On May 21, 2018, the U.S. Supreme Court held that the inclusion of class and collective action waiver provisions in arbitration agreements given to workers as a condition of employment are valid and enforceable. Prior to this holding, the enforceability of arbitration agreements that included such waivers remained uncertain due to a split among the Federal Courts of Appeal. Specifically, the Appellate Courts for the Sixth, Seventh and Ninth Circuits held that arbitration agreements containing these provisions that restrict employees’ rights to pursue class and collective actions violate the National Labor Relations Act (“NLRA”) while the Second, Fifth and Eighth Circuits held that such provisions were enforceable as written pursuant to the Federal Arbitration Act (“FAA”). In the consolidated cases of Epic Systems Corp. v. Lewis, Ernst & Young LLP v. Morris, and National Labor Relations Board v. Murphy Oil USA, Inc., the U.S. Supreme Court finally resolved this split and rejected the argument that there was a conflict between the FAA and NLRA.

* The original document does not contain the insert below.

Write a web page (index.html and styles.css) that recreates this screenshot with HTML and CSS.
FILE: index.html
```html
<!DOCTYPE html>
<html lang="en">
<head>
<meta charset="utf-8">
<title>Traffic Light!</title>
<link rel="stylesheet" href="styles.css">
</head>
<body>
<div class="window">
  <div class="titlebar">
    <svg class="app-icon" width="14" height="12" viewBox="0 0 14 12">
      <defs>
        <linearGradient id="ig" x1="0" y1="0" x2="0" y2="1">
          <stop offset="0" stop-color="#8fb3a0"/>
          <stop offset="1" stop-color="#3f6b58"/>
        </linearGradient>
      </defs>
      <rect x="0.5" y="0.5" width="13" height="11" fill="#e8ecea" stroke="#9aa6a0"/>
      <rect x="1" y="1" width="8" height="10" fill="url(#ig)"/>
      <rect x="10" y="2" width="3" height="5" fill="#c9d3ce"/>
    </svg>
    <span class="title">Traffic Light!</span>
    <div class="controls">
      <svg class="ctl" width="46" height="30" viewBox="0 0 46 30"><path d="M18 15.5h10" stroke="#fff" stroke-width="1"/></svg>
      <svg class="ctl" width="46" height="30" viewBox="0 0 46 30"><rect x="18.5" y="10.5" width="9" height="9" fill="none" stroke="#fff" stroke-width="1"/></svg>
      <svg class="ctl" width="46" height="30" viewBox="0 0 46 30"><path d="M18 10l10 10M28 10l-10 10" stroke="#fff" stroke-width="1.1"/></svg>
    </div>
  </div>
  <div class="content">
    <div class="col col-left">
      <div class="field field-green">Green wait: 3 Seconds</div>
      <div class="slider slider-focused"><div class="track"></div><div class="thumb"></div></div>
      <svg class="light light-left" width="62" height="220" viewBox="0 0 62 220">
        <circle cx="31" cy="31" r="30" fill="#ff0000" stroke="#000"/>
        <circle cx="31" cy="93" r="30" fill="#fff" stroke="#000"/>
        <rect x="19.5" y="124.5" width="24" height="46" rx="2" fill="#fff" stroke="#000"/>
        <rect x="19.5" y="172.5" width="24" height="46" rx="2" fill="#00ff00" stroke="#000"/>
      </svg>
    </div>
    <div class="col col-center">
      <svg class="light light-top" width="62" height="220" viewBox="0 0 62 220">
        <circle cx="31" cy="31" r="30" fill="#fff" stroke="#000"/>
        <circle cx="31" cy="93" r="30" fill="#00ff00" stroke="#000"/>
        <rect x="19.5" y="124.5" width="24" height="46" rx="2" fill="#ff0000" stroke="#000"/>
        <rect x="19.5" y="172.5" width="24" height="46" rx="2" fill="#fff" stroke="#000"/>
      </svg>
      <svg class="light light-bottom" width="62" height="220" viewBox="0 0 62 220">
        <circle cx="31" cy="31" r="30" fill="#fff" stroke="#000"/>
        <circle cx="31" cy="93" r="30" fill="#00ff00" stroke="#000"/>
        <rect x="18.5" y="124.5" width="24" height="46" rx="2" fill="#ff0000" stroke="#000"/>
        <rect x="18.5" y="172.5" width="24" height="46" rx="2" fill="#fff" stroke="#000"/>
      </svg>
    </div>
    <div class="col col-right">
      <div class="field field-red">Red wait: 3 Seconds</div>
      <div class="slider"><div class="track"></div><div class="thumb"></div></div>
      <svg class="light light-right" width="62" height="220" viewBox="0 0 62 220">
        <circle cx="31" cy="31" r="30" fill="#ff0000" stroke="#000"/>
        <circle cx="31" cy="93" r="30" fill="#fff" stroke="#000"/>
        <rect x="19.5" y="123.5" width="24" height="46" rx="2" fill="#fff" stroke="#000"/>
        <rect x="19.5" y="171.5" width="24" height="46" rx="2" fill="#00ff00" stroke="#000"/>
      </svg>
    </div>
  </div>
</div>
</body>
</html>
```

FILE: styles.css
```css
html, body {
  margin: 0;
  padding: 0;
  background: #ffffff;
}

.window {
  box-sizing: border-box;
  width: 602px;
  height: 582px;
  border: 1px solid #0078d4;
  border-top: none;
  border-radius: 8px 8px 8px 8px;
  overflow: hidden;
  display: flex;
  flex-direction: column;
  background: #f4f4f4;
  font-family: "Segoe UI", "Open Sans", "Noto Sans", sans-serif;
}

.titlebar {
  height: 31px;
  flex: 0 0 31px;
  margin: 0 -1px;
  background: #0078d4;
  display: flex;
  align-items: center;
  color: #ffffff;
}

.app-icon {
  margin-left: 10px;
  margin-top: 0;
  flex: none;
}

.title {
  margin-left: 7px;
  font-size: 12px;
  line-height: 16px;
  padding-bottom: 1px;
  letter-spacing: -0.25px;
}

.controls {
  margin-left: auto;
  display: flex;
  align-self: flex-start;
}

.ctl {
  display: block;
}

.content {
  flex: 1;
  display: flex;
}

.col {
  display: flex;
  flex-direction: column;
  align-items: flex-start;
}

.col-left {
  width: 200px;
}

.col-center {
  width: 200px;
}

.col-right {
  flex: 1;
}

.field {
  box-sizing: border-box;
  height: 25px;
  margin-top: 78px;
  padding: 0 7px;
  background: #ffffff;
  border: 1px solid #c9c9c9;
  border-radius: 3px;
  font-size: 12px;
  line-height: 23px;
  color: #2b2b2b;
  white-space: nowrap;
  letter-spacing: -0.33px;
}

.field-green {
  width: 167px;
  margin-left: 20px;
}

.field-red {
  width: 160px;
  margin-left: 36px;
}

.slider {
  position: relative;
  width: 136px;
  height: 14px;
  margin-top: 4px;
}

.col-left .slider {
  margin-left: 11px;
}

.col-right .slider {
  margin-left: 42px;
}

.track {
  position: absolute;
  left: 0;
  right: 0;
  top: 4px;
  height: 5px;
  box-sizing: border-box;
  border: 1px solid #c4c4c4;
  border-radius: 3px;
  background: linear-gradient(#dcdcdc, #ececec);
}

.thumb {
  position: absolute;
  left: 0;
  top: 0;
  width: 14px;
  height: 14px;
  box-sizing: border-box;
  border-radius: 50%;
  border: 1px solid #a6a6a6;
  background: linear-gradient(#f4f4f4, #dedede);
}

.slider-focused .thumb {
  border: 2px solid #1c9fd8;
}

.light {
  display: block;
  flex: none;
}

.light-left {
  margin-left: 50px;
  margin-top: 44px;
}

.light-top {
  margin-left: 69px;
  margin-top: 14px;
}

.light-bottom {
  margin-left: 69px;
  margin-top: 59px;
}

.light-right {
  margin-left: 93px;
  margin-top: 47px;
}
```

Writing for the majority in a 5-4 decision, Justice Neil Gorsuch reasoned that Congress, through the FAA, mandated the enforcement of arbitration agreements, instructing “federal courts to enforce arbitration agreements according to their terms – including terms providing for individualized proceedings.” The Court first observed that the FAA manifested a “liberal federal policy favoring arbitration,” and required courts to enforce not only parties’ agreements to arbitrate, but the parties’ chosen arbitration procedures. Further, the Court held that nothing in the NRLA suggested otherwise and it did not appear that Congress intended to displace the FAA.

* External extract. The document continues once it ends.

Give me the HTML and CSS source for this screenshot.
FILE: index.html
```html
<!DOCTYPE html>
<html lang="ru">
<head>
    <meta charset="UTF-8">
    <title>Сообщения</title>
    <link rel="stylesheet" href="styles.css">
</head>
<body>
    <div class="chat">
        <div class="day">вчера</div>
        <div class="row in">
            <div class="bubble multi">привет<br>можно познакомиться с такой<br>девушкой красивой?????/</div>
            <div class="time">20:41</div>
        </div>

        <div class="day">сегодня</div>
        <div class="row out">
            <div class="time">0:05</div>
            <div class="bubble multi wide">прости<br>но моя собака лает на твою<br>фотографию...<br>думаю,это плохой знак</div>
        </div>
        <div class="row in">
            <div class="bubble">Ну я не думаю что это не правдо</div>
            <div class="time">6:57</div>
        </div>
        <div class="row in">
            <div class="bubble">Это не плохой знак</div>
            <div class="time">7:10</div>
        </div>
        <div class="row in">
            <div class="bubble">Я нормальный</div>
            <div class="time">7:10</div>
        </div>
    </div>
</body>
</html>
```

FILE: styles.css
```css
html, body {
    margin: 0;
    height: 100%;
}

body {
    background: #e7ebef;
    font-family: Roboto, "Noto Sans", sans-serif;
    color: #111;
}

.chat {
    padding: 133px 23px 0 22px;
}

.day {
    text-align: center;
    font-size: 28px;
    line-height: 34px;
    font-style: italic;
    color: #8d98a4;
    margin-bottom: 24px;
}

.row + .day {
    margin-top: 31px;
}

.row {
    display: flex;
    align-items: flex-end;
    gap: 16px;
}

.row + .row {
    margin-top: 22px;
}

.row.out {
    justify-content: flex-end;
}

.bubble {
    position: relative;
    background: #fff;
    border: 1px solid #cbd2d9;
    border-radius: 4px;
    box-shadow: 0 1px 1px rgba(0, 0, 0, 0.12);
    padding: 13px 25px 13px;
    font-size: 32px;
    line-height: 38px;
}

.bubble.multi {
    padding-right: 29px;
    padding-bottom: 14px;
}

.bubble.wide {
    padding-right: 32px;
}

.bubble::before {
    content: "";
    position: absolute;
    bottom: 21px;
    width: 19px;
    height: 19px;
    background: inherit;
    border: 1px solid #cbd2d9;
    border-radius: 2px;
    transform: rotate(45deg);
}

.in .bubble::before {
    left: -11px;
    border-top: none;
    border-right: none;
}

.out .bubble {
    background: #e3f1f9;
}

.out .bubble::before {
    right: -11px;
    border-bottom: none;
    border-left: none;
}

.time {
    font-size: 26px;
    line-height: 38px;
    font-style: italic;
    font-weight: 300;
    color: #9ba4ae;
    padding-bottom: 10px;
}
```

Justice Ruth Bader Ginsburg, writing for the dissent, stated that the majority paid “scant heed” to the precedent established by the National Labor Relations Board that “the NLRA safeguards employees from employer interference when they pursue joint, collective, and class suits related to the terms and conditions of their employment.” Justice Ginsberg went on to argue that the decision will result in the “underenforcement of federal and state statutes designed to advance the well-being of vulnerable workers.” In response to the dissent, the majority accused the dissent of retreating “to policy arguments.”